▶ [COLLECTED MATERIAL]
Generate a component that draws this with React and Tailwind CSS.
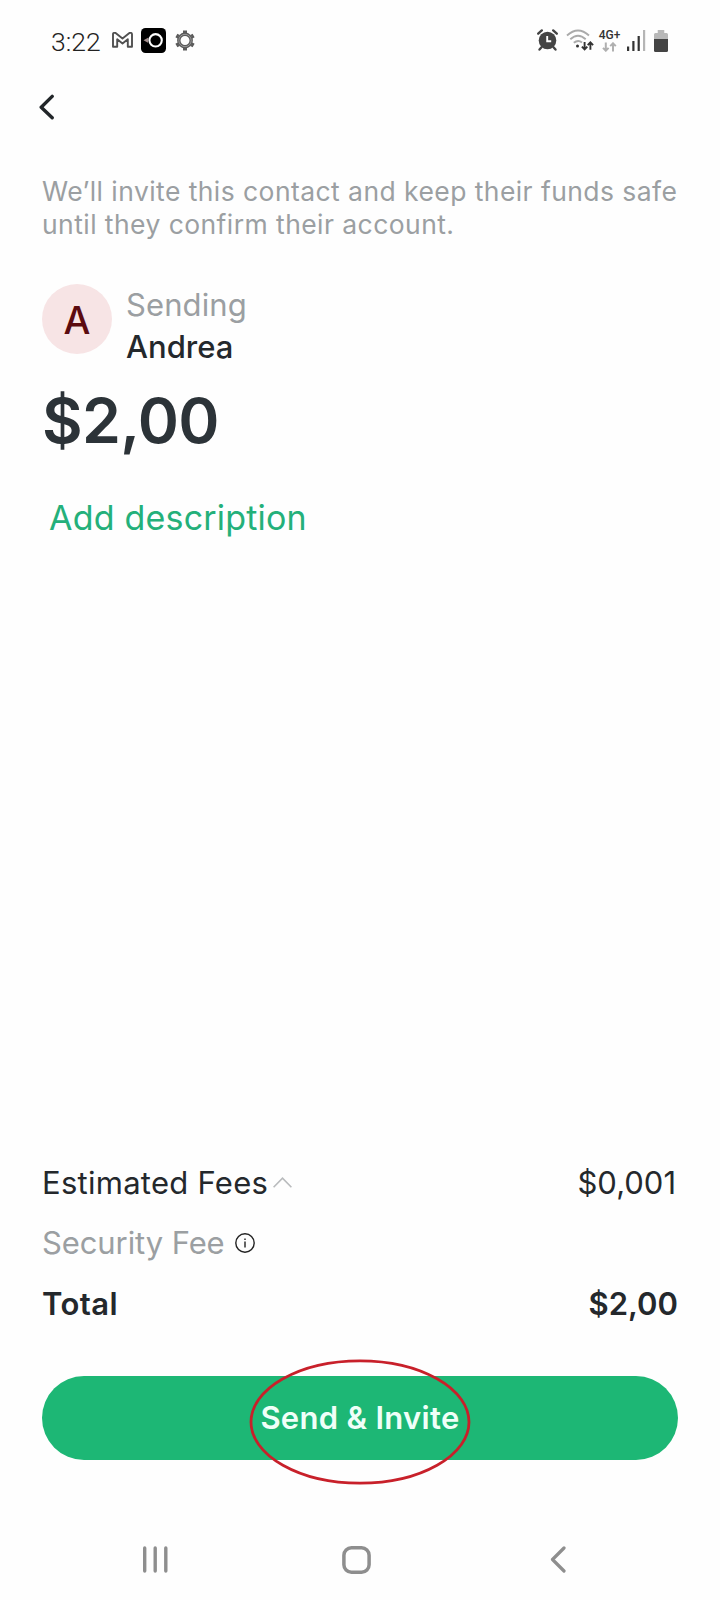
import React from 'react';

function StatusBar() {
  return (
    <div className="flex h-20 items-center justify-between pl-[51px] pr-[51px]">
      <div className="flex items-center">
        <span className="w-[61px] pt-[3px] font-[Roboto] text-[26.5px] font-light leading-[30px] text-[#222]">3:22</span>
        {/* Gmail */}
        <svg className="h-4 w-[21px]" viewBox="0 0 21 16" fill="none" stroke="#505050" strokeWidth="1.9" strokeLinejoin="round">
          <path d="M1 14.8V2.2Q1 .9 2.2 .9H3.6L10.5 6.4 17.4 .9h1.4Q20 .9 20 2.2V14.8h-4.2V7.3l-5.3 4.2-5.3-4.2v7.5z" />
        </svg>
        {/* Screen recorder */}
        <svg className="ml-2 h-[25px] w-[25px]" viewBox="0 0 25 25">
          <rect width="25" height="25" rx="4.5" fill="#000" />
          <circle cx="14.6" cy="12.3" r="6.2" fill="none" stroke="#fff" strokeWidth="2.1" />
          <path d="M2.5 12.3 7 9.8v5z" fill="#a58f8f" />
        </svg>
        {/* Settings gear */}
        <svg className="ml-[9px] h-[21px] w-[20px]" viewBox="0 0 20 21" fill="none" stroke="#5b5b5b">
          <circle cx="10" cy="10.5" r="6.2" strokeWidth="3.4" />
          <circle cx="10" cy="10.5" r="6.2" stroke="#9a9a9a" strokeWidth="1" />
          <path d="M10 .5v2.6M10 17.9v2.6M1.4 5.5 3.6 6.8M16.4 14.2l2.2 1.3M1.4 15.5l2.2-1.3M16.4 6.8l2.2-1.3" strokeWidth="4" />
        </svg>
      </div>

      <div className="flex items-center">
        {/* Alarm */}
        <svg className="h-[22px] w-[21px]" viewBox="0 0 21 22" fill="none" stroke="#444" strokeLinecap="round">
          <circle cx="10.5" cy="11.5" r="8.8" fill="#444" stroke="none" />
          <path d="M1.2 4.7 4.8 1.4M19.8 4.7 16.2 1.4M4.5 18.2 2.5 20.6M16.5 18.2l2 2.4" strokeWidth="2.3" />
          <path d="M10.2 7v5.2h4" stroke="#fff" strokeWidth="1.9" strokeLinecap="butt" />
        </svg>
        {/* Wifi */}
        <svg className="ml-2 h-[22px] w-[28px]" viewBox="0 0 28 22" fill="none" strokeWidth="1.9">
          <path d="M1 6.5Q12 -3.5 23 6.5M4.3 10.3Q12 3.3 19.7 10.3M7.8 13.8Q12 10.2 16 13.4" stroke="#aaa" />
          <circle cx="11.5" cy="17" r="1.5" fill="#333" />
          <path d="M18.6 13v7.2M15.9 17.6l2.7 2.8 2.7-2.8M24.4 20.8v-7.2M21.7 16.2l2.7-2.8 2.7 2.8" stroke="#333" />
        </svg>
        <div className="ml-[5px] flex w-[21px] flex-col items-center pt-px">
          <span className="font-[Roboto] text-[12px] font-medium leading-[12px] text-[#333]">4G+</span>
          <svg className="mt-px h-[10px] w-[15px]" viewBox="0 0 15 10" fill="none" stroke="#b0b0b0" strokeWidth="2">
            <path d="M3.8 .5v8M1 5.9l2.8 2.8 2.8-2.8M11 9.5v-8M8.2 4.1 11 1.3l2.8 2.8" />
          </svg>
        </div>
        {/* Signal */}
        <svg className="ml-[7px] mt-px h-[21px] w-[19px]" viewBox="0 0 19 21">
          <path d="M0 16.5h2.2V21H0zM5.3 11h2.2v10H5.3zM10.6 6h2.2v15h-2.2z" fill="#333" />
          <path d="M16 0h2.2v21H16z" fill="#b5b5b5" />
        </svg>
        {/* Battery */}
        <svg className="ml-2 mr-px mt-px h-[22px] w-[14px]" viewBox="0 0 15 22" preserveAspectRatio="none">
          <path d="M4 0h7v3h2.5Q15 3 15 4.5V9.5H0v-5Q0 3 1.5 3H4z" fill="#b8b8b8" />
          <path d="M0 9h15v11.5q0 1.5-1.5 1.5h-12Q0 22 0 20.5z" fill="#444" />
        </svg>
      </div>
    </div>
  );
}

function NavBar() {
  return (
    <div className="mt-[86px] flex h-7 items-center pl-[143px]">
      <svg className="h-[27px] w-[25px]" viewBox="0 0 25 27" stroke="#8e8e8e" strokeWidth="3.4" strokeLinecap="round">
        <path d="M1.7 2v23M12.2 2v23M22.8 2v23" />
      </svg>
      <svg className="ml-[174px] h-7 w-[29px]" viewBox="0 0 29 28" fill="none" stroke="#8e8e8e" strokeWidth="3.5">
        <rect x="1.9" y="1.8" width="25.2" height="24.4" rx="7.5" />
      </svg>
      <svg className="ml-[179px] h-[27px] w-4" viewBox="0 0 16 27" fill="none" stroke="#8e8e8e" strokeWidth="3.2" strokeLinecap="round" strokeLinejoin="round">
        <path d="M14 2 2.5 13.5 14 25" />
      </svg>
    </div>
  );
}

function App() {
  return (
    <div className="h-[1600px] w-[720px] overflow-hidden bg-[#fefefe] font-[Inter,sans-serif] text-[#24282c]">
      <StatusBar />

      <main className="px-[42px]">
        <button className="-ml-[3px] mt-[14px] block h-[26px] w-4">
          <svg className="h-[26px] w-4" viewBox="0 0 16 26" fill="none" stroke="#222629" strokeWidth="3.4" strokeLinecap="round" strokeLinejoin="round">
            <path d="M13.2 2.4 2.2 13.2l11 10.6" />
          </svg>
        </button>

        <p className="mt-[54.5px] whitespace-nowrap text-[26.5px] leading-[33.3px] tracking-[0.43px] text-[#9b9fa2]">
          We’ll invite this contact and keep their funds safe
          <br />
          until they confirm their account.
        </p>

        {/* Recipient */}
        <div className="mt-[42.5px] flex gap-[14px]">
          <div className="flex h-[70px] w-[70px] items-center justify-center rounded-full bg-[#f7e4e5] pt-1 text-[38px] font-[450] text-[#5c0b10]">
            A
          </div>
          <div className="text-[31px] leading-[42px]">
            <div className="tracking-[0.1px] text-[#9b9fa2]">Sending</div>
            <div className="font-medium">Andrea</div>
          </div>
        </div>

        <div className="mt-4 text-[62.5px] font-semibold leading-[72px] tracking-[-0.7px] text-[#2c3338]">$2,00</div>
        <button className="ml-[7px] mt-10 block text-[34px] leading-[44px] tracking-[0.2px] text-[#24b07a]">
          Add description
        </button>

        {/* Fees */}
        <div className="mt-[613px] text-[31px] leading-[60px]">
          <div className="flex h-15 items-center justify-between">
            <div className="flex items-center">
              <span className="tracking-[0.27px]">Estimated Fees</span>
              <svg className="ml-[5px] h-[11px] w-[19px]" viewBox="0 0 19 11" fill="none" stroke="#b9bbbd" strokeWidth="1.6">
                <path d="M.6 10.3 9.5 1.2l8.9 9.1" />
              </svg>
            </div>
            <span className="pr-0.5">$0,001</span>
          </div>
          <div className="flex h-15 items-center text-[#9b9fa2]">
            <span className="tracking-[-0.1px]">Security Fee</span>
            <svg className="ml-2.5 h-5 w-5" viewBox="0 0 20 20" fill="none" stroke="#222" strokeWidth="1.4">
              <circle cx="10" cy="10" r="9.2" />
              <path d="M10 8.4v6.2M10 5.4V7" />
            </svg>
          </div>
          <div className="flex h-15 items-center justify-between pt-0.5 font-semibold">
            <span className="tracking-[0.4px]">Total</span>
            <span>$2,00</span>
          </div>
        </div>

        <div className="relative mt-[43px]">
          <button className="block h-[84px] w-full rounded-full bg-[#1db775] text-[31px] font-semibold leading-[83px] tracking-[0.3px] text-[#effff8]">
            Send &amp; Invite
          </button>
          {/* Red highlight ring over the button */}
          <svg className="absolute -top-[17px] left-[206.5px] h-[126px] w-[222px]" viewBox="0 0 222 126" fill="none">
            <ellipse cx="111" cy="63" rx="109" ry="61.2" stroke="#c8202a" strokeWidth="2.8" />
          </svg>
        </div>
      </main>

      <NavBar />
    </div>
  );
}

export default App;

▶ [TASK PROMPT]
Copy nothing but the lines from the first one in the listing through the line with "import React from 'react';", and omit the pictures.

▶ [WRITTEN REPLY]
Generate a component that draws this with React and Tailwind CSS.
import React from 'react';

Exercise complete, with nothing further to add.